Attacks, which often take place on climbs, will see a rider suddenly break away from the group he is with and accelerate ahead hoping that the other riders will not be able to stay with him. Domestiques can be vital when leaders attack, pacing them up the climbs and chasing down other attacks by other leaders to try and stay in control.
Crashes can destroy an overall contender's hopes in seconds, which is why teams like Ineos and Mitchelton-Scott like to ride right at the front of the peloton where they are least at risk of being taken out by a crash. Riders who get knocked off or held up by crashes in the last 3km of a flat stage can be awarded the same time as the rest of the peloton should it be a stage where organisers have invoked the '3km rule'.
The Tour is a gentlemanly affair, for the most part, with riders often slowing down to allow others to catch up after a crash or puncture. Attacking in the wake of such incidents is frowned upon. The yellow jersey is often looked to in such incidents to lead the peloton.
Eating, drinking, using the bathroom
People do get to wondering, with the riders out for up to five hours a day on their bikes, how they eat, drink and use the toilet. Each stage has a feeding station along the way, at which riders will grab a bag (musette) from someone working for their team standing on the side of the road (a soigneur). The bags contain things like energy bars and gels, as well as sandwiches and drinks.

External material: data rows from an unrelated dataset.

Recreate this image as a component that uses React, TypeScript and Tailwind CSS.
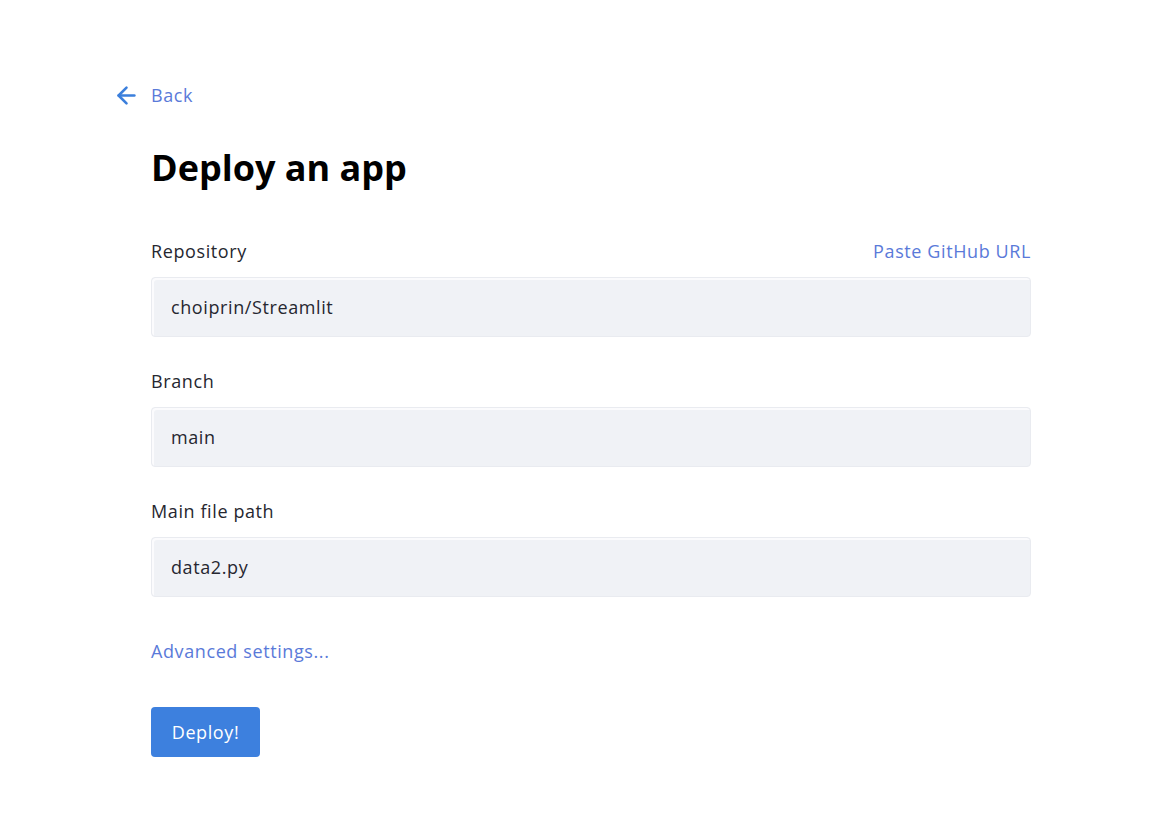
import { ArrowLeft } from 'lucide-react';

const fields = [
    { label: 'Repository', value: 'choiprin/Streamlit', extra: 'Paste GitHub URL' },
    { label: 'Branch', value: 'main' },
    { label: 'Main file path', value: 'data2.py' },
];

function Field({ label, value, extra }: { label: string; value: string; extra?: string }) {
    return (
        <div className="flex flex-col">
            <div className="flex h-[26px] items-center justify-between leading-[26px]">
                <span className="text-[18px] text-[#262730]">{label}</span>
                {extra && <a className="cursor-pointer text-[18px] text-[#5a7ad9]">{extra}</a>}
            </div>
            <div className="mt-[13px] flex h-[60px] items-center rounded-[4px] border border-[#e9ebf0] bg-[#f0f2f6] px-[19px] text-[18px] text-[#262730] shadow-[inset_2px_2px_0_#fbfbfd]">
                {value}
            </div>
        </div>
    );
}

export default function App() {
    return (
        <div className="min-h-screen bg-white pt-[83px] font-['Open_Sans',sans-serif] tracking-[0.6px]">
            <div className="ml-[113px] flex h-[24px] items-center gap-[11px]">
                <ArrowLeft className="h-[27px] w-[27px] text-[#3b7fdc]" strokeWidth={2.3} />
                <span className="text-[18px] leading-[24px] text-[#5a7ad9]">Back</span>
            </div>
            <div className="ml-[151px] w-[880px]">
                <h1 className="mt-[39px] text-[36px] font-bold leading-[44px] tracking-normal text-black">Deploy an app</h1>
                <div className="mt-[48px] flex flex-col gap-[31px]">
                    {fields.map((f) => (
                        <Field key={f.label} {...f} />
                    ))}
                </div>
                <div className="mt-[41px] h-[26px] text-[18px] leading-[26px] text-[#5a7ad9]">Advanced settings...</div>
                <button className="mt-[43px] h-[50px] w-[109px] rounded-[4px] bg-[#3d80de] text-[18px] text-white">
                    Deploy!
                </button>
            </div>
        </div>
    );
}
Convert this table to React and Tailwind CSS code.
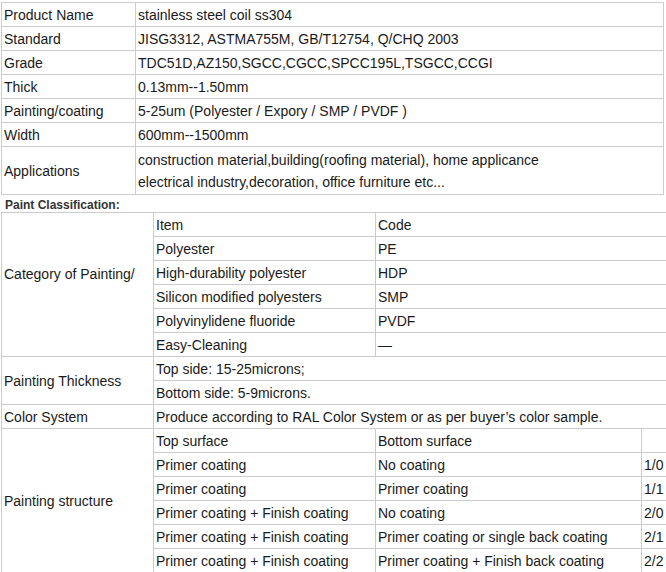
import React from 'react';

const specs = [
  ['Product Name', 'stainless steel coil ss304'],
  ['Standard', 'JISG3312, ASTMA755M, GB/T12754, Q/CHQ 2003'],
  ['Grade', 'TDC51D,AZ150,SGCC,CGCC,SPCC195L,TSGCC,CCGI'],
  ['Thick', '0.13mm--1.50mm'],
  ['Painting/coating', '5-25um (Polyester / Expory / SMP / PVDF )'],
  ['Width', '600mm--1500mm'],
];

const categories = [
  ['Item', 'Code'],
  ['Polyester', 'PE'],
  ['High-durability polyester', 'HDP'],
  ['Silicon modified polyesters', 'SMP'],
  ['Polyvinylidene fluoride', 'PVDF'],
  ['Easy-Cleaning', '\u2014'],
];

const structure = [
  ['Top surface', 'Bottom surface', ''],
  ['Primer coating', 'No coating', '1/0'],
  ['Primer coating', 'Primer coating', '1/1'],
  ['Primer coating + Finish coating', 'No coating', '2/0'],
  ['Primer coating + Finish coating', 'Primer coating or single back coating', '2/1'],
  ['Primer coating + Finish coating', 'Primer coating + Finish back coating', '2/2'],
];

const td = 'border border-[#cccccc] h-[24px] p-0 pl-[2px] align-middle leading-[22px]';

export default function App() {
  return (
    <div className="w-[666px] h-[572px] overflow-hidden bg-white text-[14px] text-[#1a1a1a] font-['Liberation_Sans',Arial,sans-serif]">
      <table className="ml-px mt-[2px] w-[663px] border-collapse">
        <tbody>
          {specs.map(([k, v]) => (
            <tr key={k}>
              <td className={`${td} w-[134px]`}>{k}</td>
              <td className={td}>{v}</td>
            </tr>
          ))}
          <tr>
            <td className={`${td} h-[48px]`}>Applications</td>
            <td className={`${td} h-[48px]`}>
              construction material,building(roofing material), home applicance
              <br />
              electrical industry,decoration, office furniture etc...
            </td>
          </tr>
        </tbody>
      </table>

      <div className="h-[17px] pl-[5px] pt-[3px] text-[12px] font-bold leading-[14px] text-[#333]">
        Paint Classification:
      </div>

      <table className="ml-px w-[760px] border-collapse">
        <colgroup>
          <col className="w-[152px]" />
          <col className="w-[222px]" />
          <col className="w-[266px]" />
          <col />
        </colgroup>
        <tbody>
          {categories.map(([item, code], i) => (
            <tr key={item}>
              {i === 0 && (
                <td rowSpan={6} className={td}>
                  Category of Painting/
                  <br />
                  &nbsp;
                </td>
              )}
              <td className={td}>{item}</td>
              <td colSpan={2} className={td}>{code}</td>
            </tr>
          ))}
          <tr>
            <td rowSpan={2} className={td}>Painting Thickness</td>
            <td colSpan={3} className={td}>Top side: 15-25microns;</td>
          </tr>
          <tr>
            <td colSpan={3} className={td}>Bottom side: 5-9microns.</td>
          </tr>
          <tr>
            <td className={td}>Color System</td>
            <td colSpan={3} className={td}>
              Produce according to RAL Color System or as per buyer&rsquo;s color sample.
            </td>
          </tr>
          {structure.map(([top, bottom, code], i) => (
            <tr key={i}>
              {i === 0 && (
                <td rowSpan={6} className={td}>Painting structure</td>
              )}
              <td className={`${td} whitespace-nowrap`}>{top}</td>
              <td className={`${td} whitespace-nowrap`}>{bottom}</td>
              <td className={td}>{code}</td>
            </tr>
          ))}
        </tbody>
      </table>
    </div>
  );
}
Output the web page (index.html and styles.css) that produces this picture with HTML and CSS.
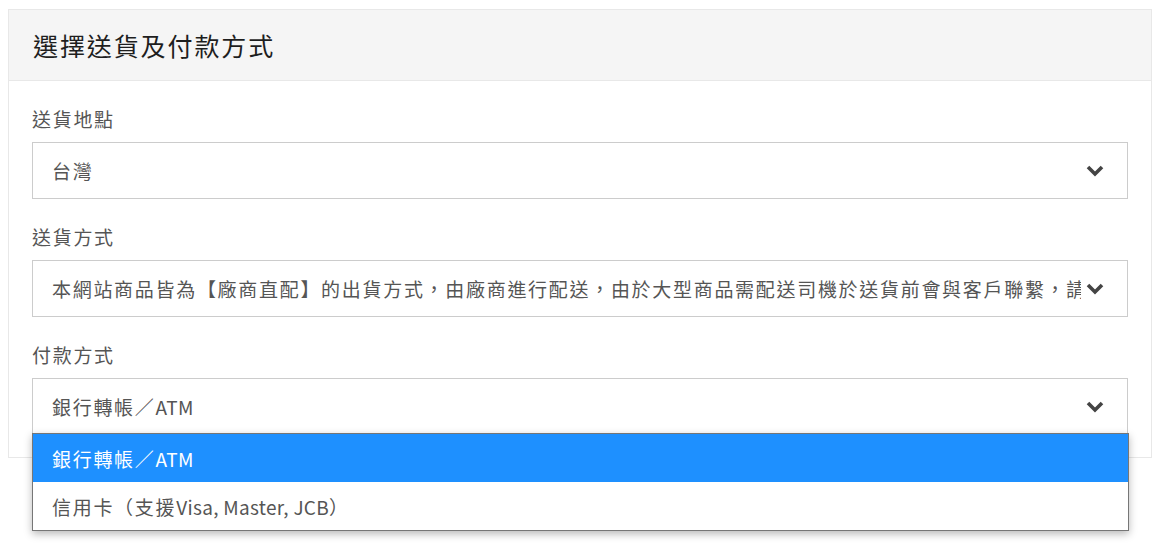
FILE: index.html
```html
<!DOCTYPE html>
<html lang="zh-Hant">
<head>
<meta charset="utf-8">
<title>選擇送貨及付款方式</title>
<link rel="stylesheet" href="styles.css">
</head>
<body>
<section class="card">
  <header class="card-head">
    <h2 class="title">選擇送貨及付款方式</h2>
  </header>
  <div class="card-body">
    <div class="field">
      <div class="label">送貨地點</div>
      <div class="select">
        <span class="value">台灣</span>
        <svg class="chev" viewBox="0 0 18 12" width="18" height="12"><polyline points="2,2 9,9 16,2" fill="none" stroke="#444" stroke-width="3.6" stroke-linecap="butt" stroke-linejoin="miter"/></svg>
      </div>
    </div>
    <div class="field">
      <div class="label">送貨方式</div>
      <div class="select">
        <span class="value">本網站商品皆為【廠商直配】的出貨方式，由廠商進行配送，由於大型商品需配送司機於送貨前會與客戶聯繫，請保持電話暢通</span>
        <svg class="chev" viewBox="0 0 18 12" width="18" height="12"><polyline points="2,2 9,9 16,2" fill="none" stroke="#444" stroke-width="3.6" stroke-linecap="butt" stroke-linejoin="miter"/></svg>
      </div>
    </div>
    <div class="field">
      <div class="label">付款方式</div>
      <div class="select open">
        <span class="value">銀行轉帳／<span class="latin">ATM</span></span>
        <svg class="chev" viewBox="0 0 18 12" width="18" height="12"><polyline points="2,2 9,9 16,2" fill="none" stroke="#444" stroke-width="3.6" stroke-linecap="butt" stroke-linejoin="miter"/></svg>
        <ul class="menu">
          <li class="opt selected">銀行轉帳／<span class="latin">ATM</span></li>
          <li class="opt">信用卡（支援<span class="latin">Visa, Master, JCB</span>）</li>
        </ul>
      </div>
    </div>
  </div>
</section>
</body>
</html>
```

FILE: styles.css
```css
html, body {
  background: #fff;
}
body {
  margin: 8px;
  min-height: 538px;
  font-family: "Noto Sans CJK TC", "Noto Sans", sans-serif;
  color: #555;
}
.card {
  margin-top: 1px;
  width: 1144px;
  box-sizing: border-box;
  border: 1px solid #e8e8e8;
  background: #fff;
}
.card-head {
  height: 70px;
  background: #f5f5f5;
  border-bottom: 1px solid #e8e8e8;
  display: flex;
  align-items: center;
  padding: 0 24px;
}
.title {
  margin: 0;
  font-size: 25px;
  font-weight: 400;
  letter-spacing: 1.9px;
  color: #1e1e1e;
  line-height: 1;
}
.card-body {
  padding: 24px 23px 22px 23px;
  display: flex;
  flex-direction: column;
  gap: 24px;
}
.field {
  display: flex;
  flex-direction: column;
  gap: 9px;
}
.label {
  font-size: 19px;
  line-height: 28px;
  letter-spacing: 1.7px;
  color: #555;
}
.select {
  position: relative;
  height: 55px;
  border: 1px solid #cccccc;
  display: flex;
  align-items: center;
  padding: 0 46px 0 19px;
  background: #fff;
}
.value {
  font-size: 19px;
  letter-spacing: 1.7px;
  color: #555;
  white-space: nowrap;
  overflow: hidden;
  flex: 1;
  line-height: 28px;
}
.latin {
  letter-spacing: 0.3px;
}
.chev {
  position: absolute;
  right: 23px;
  top: 22px;
}
.menu {
  position: absolute;
  left: -1px;
  top: 54px;
  width: 1097px;
  box-sizing: border-box;
  margin: 0;
  padding: 0;
  list-style: none;
  border: 1px solid #767676;
  background: #fff;
  box-shadow: 0 3px 8px rgba(0, 0, 0, 0.28);
  z-index: 2;
}
.opt {
  height: 48px;
  display: flex;
  align-items: center;
  padding-left: 19px;
  font-size: 19px;
  letter-spacing: 1.7px;
  color: #555;
}
.opt.selected {
  background: #1e90ff;
  color: #fff;
}
```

As for going to the toilet, riders will sometimes just take care of business while riding, with other riders taking care not to overtake at the time.
Other times the peloton will generally agree to stop up by the side of the road somewhere discreet, with few spectators, and the cameras will artfully cut away to show viewers a nice bit of local architecture or geography with some historical commentary to boot.
That stuffed lion
One of the most confusing elements of all for the novice viewer: why do they give the yellow jersey holder a stuffed lion at the end of the stage?
Not a symbol of riderly prowess, unfortunately, but the logo of French bank Credit Lyonnaise, which has sponsored the jersey since 1987.